Capacity factor is the fraction of energy actually produced over a period of time – usually a year – of what a generator has the capacity to produce.

Base load plants have capacity factors of 90% or more, because they are always running except for periods of maintenance (and occasional outages).

Other dispatchable plants have lower capacity factors, because they are called on only when needed to supply power above the base load.

For nondispatchable sources – i.e., ones that generate electricity according to wind speed or sunlight rather than actual demand on the grid – capacity factor is determined by their fuel sources and the efficiency with which they are converted to electrical power.

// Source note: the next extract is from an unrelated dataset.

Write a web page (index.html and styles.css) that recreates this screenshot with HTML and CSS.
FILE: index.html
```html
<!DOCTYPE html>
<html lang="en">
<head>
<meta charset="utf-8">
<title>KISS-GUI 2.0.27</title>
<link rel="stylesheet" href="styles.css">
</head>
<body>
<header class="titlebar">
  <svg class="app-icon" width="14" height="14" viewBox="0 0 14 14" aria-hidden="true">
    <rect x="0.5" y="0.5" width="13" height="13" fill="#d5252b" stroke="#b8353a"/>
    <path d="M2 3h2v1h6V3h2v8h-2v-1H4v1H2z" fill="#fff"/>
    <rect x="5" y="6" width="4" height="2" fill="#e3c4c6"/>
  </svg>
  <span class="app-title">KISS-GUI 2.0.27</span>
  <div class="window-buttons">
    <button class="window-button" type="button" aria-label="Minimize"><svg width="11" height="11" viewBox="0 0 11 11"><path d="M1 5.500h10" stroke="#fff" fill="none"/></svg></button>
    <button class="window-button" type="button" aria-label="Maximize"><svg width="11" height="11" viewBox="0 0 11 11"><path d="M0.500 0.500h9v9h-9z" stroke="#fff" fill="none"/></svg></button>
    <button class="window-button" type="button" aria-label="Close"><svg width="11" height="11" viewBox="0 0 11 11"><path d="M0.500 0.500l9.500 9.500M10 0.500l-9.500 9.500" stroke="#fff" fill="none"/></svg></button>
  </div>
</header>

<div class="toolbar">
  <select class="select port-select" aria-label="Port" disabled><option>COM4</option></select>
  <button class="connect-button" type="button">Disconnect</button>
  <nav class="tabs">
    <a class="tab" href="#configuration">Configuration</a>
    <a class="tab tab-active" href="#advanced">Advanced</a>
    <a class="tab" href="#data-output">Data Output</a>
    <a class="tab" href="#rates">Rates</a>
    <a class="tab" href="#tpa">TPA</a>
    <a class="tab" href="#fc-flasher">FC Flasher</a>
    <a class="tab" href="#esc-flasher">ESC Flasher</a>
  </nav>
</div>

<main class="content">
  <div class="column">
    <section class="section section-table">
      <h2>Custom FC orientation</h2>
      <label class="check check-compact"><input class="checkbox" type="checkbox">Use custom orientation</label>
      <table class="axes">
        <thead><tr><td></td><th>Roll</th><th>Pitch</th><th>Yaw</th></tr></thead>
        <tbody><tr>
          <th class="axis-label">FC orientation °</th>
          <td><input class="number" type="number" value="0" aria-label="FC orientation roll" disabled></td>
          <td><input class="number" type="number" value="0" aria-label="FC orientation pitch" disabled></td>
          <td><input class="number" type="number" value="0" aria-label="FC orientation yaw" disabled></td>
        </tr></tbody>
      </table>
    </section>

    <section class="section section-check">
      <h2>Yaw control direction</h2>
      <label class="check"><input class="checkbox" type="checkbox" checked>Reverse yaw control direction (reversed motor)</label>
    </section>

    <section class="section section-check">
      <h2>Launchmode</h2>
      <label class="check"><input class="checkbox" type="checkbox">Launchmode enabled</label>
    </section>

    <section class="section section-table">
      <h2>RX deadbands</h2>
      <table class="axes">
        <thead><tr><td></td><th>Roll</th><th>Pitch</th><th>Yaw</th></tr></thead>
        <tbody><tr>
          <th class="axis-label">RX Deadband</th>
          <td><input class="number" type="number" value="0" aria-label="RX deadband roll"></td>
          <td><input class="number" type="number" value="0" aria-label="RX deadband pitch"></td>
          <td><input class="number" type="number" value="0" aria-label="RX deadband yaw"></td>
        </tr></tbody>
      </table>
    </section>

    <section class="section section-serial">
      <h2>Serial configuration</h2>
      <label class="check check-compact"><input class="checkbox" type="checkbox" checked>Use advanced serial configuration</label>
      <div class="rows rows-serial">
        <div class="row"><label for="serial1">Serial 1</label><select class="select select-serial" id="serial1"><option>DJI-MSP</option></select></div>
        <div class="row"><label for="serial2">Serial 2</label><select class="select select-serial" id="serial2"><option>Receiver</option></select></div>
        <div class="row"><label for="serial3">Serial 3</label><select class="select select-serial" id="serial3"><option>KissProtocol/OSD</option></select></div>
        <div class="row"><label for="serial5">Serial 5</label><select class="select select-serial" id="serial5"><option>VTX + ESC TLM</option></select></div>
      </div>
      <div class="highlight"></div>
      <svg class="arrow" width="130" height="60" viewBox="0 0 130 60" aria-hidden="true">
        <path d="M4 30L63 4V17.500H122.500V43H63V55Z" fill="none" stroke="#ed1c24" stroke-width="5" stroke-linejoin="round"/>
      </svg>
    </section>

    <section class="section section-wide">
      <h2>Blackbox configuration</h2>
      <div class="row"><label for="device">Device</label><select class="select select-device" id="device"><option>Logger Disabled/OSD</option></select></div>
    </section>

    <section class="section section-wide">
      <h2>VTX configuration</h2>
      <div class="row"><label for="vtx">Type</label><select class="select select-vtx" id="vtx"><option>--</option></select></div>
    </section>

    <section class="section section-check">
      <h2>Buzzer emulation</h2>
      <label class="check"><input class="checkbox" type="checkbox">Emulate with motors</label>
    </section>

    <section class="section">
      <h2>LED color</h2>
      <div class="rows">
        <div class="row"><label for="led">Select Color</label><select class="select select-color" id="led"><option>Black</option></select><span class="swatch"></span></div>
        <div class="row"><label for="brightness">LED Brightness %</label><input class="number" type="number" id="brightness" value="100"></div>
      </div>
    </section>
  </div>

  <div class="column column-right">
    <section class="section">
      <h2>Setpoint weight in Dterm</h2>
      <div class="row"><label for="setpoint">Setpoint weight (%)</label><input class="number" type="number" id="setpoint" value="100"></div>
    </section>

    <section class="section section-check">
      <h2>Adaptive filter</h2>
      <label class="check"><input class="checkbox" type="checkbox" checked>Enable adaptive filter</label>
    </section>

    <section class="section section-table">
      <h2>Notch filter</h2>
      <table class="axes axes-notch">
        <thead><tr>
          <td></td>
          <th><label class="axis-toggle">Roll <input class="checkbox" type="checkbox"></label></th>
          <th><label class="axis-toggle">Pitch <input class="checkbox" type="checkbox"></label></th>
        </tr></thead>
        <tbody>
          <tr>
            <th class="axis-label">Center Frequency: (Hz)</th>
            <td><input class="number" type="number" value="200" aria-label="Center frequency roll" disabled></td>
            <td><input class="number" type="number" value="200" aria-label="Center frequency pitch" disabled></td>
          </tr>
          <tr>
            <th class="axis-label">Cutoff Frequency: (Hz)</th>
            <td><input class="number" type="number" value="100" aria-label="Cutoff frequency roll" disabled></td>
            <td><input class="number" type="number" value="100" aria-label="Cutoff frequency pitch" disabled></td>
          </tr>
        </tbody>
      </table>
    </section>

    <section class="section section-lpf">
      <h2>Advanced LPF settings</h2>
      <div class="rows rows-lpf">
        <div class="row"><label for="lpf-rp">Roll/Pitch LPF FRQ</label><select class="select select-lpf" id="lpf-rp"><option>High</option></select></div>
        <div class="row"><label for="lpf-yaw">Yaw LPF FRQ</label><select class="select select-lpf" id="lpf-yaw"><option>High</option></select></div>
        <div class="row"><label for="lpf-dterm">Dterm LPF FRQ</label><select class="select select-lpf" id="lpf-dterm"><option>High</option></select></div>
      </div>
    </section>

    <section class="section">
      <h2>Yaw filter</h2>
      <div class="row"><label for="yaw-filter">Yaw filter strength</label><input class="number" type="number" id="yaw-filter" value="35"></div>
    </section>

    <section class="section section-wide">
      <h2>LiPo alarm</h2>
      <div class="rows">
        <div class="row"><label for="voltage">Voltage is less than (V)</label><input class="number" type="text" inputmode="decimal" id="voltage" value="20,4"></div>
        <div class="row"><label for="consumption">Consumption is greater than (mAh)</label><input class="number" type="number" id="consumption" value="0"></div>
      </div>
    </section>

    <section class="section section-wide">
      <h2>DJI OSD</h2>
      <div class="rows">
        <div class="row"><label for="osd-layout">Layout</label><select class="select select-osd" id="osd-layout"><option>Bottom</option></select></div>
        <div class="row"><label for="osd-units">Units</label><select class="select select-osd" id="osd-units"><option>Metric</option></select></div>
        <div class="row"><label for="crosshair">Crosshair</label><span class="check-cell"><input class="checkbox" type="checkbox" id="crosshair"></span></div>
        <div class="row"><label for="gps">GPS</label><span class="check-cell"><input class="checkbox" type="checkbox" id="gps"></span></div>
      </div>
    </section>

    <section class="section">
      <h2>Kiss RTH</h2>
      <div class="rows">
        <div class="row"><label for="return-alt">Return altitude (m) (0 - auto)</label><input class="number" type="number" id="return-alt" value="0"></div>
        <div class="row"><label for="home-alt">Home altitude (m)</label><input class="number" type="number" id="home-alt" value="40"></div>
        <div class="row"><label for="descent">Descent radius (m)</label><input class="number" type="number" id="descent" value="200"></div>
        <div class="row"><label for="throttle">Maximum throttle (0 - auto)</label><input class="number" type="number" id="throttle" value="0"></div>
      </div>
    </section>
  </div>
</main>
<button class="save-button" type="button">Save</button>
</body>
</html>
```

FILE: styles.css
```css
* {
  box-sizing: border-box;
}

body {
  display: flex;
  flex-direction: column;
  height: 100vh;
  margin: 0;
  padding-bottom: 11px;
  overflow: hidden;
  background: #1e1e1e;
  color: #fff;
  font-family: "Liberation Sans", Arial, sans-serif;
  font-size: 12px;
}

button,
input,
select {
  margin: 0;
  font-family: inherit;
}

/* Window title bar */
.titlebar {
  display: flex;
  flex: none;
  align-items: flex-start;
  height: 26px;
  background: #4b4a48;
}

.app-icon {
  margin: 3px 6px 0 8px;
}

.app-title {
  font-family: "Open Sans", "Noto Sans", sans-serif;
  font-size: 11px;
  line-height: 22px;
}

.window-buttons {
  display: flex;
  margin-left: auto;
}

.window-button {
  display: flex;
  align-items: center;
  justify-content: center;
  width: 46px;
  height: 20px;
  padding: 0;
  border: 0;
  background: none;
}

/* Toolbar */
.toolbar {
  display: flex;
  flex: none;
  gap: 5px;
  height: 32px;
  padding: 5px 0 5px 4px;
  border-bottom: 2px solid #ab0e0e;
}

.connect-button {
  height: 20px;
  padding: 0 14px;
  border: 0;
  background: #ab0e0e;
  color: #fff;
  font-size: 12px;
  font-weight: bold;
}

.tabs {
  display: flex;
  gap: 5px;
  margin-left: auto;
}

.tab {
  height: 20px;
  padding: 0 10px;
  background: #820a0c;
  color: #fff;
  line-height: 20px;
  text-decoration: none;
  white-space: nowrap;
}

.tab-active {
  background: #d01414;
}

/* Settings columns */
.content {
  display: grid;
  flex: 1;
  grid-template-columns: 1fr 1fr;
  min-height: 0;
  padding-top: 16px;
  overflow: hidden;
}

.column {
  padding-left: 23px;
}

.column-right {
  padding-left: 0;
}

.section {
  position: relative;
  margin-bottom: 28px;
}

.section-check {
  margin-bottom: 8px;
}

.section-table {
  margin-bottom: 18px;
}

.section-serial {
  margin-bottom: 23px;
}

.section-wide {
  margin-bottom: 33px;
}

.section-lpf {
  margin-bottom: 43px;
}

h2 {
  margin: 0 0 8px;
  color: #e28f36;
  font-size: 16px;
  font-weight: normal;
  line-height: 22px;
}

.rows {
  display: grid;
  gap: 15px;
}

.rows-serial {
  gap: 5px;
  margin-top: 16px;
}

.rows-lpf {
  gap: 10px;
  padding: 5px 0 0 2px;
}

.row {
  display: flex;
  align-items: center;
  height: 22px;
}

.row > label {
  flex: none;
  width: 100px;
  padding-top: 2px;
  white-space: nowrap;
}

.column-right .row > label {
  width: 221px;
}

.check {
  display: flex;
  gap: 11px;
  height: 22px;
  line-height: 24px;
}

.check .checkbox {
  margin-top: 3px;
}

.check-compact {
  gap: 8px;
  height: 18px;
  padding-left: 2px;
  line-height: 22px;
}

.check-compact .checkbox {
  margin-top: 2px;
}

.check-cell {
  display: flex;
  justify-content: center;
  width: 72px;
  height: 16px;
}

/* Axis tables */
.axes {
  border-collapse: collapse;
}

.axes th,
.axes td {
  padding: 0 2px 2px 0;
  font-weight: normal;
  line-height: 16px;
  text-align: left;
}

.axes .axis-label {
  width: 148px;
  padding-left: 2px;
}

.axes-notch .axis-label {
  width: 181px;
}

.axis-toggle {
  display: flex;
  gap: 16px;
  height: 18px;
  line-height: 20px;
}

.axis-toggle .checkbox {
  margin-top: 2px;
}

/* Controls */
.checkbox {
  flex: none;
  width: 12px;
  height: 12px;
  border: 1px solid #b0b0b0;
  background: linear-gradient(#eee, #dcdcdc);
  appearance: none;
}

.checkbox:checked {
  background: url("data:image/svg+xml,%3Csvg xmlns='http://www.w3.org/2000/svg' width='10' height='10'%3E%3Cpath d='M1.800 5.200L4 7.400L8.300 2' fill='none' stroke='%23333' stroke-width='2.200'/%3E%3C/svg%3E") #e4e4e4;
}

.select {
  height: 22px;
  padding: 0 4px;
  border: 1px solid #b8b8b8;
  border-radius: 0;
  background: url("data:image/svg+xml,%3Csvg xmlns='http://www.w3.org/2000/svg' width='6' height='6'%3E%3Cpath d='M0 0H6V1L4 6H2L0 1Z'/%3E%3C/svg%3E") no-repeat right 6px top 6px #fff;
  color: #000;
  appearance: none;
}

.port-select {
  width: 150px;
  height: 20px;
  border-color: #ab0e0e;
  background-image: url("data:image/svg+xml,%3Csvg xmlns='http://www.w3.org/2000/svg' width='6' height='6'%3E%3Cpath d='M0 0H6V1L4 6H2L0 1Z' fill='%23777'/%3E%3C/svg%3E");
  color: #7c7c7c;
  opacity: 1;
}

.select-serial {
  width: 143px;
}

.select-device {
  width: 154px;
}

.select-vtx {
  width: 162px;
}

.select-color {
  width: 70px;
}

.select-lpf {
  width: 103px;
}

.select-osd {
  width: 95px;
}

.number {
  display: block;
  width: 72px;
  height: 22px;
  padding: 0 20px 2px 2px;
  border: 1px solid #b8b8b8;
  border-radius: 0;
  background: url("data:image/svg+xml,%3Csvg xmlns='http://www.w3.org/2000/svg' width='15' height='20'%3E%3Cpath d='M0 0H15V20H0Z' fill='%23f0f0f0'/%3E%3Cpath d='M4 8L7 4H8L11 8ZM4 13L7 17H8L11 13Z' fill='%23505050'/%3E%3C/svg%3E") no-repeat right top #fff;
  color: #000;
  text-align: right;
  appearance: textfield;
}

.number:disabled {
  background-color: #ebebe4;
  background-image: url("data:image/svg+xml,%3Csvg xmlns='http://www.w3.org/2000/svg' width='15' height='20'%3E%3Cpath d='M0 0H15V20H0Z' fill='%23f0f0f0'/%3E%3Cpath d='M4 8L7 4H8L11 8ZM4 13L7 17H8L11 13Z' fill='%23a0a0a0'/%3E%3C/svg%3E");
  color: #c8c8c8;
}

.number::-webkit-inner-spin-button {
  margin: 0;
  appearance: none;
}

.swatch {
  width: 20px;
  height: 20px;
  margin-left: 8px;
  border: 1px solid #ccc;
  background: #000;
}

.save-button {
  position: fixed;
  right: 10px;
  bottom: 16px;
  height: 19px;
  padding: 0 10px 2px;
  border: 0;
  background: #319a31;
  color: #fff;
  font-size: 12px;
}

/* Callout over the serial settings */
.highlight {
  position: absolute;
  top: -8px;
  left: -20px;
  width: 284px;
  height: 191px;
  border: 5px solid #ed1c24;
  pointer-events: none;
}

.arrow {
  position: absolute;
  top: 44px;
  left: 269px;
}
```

Wind turbines generate electricity at an annual average rate of 25%–35% of their capacity.[1]

That means, for example, a 2-MW turbine may produce an annual total energy of 2 MW × 365 days × 24 hours × 0.25 = 4,380 MWh, or at an average rate of 2 MW × 0.25 = 0.5 MW.

The turbine, or any group of turbines, generates at or above its average rate (i.e., its capacity factor), however, only 40% of the time.[2][3] When wind turbines do generate power, they do so at highly variable rates depending primarily on the wind speed.[4][5]

Capacity value

Grid operators have to be able to call on the various generating plants as needed to meet demand. The ability to do so can be expressed as a plant’s capacity value, the percentage of time that it can be called on to provide power to the grid. It is a measure of dispatchability. The capacity value of most power plants is effectively 100%.

Wind turbines, however, can not be “called on” except by the wind, which has only a random relationship to user demand for electricity.[1][2][3][4] Therefore, their capacity value is effectively zero. This means that to meet the needs of the grid, other – dispatchable – sources have to be maintained and built just as if wind turbines were not on the grid.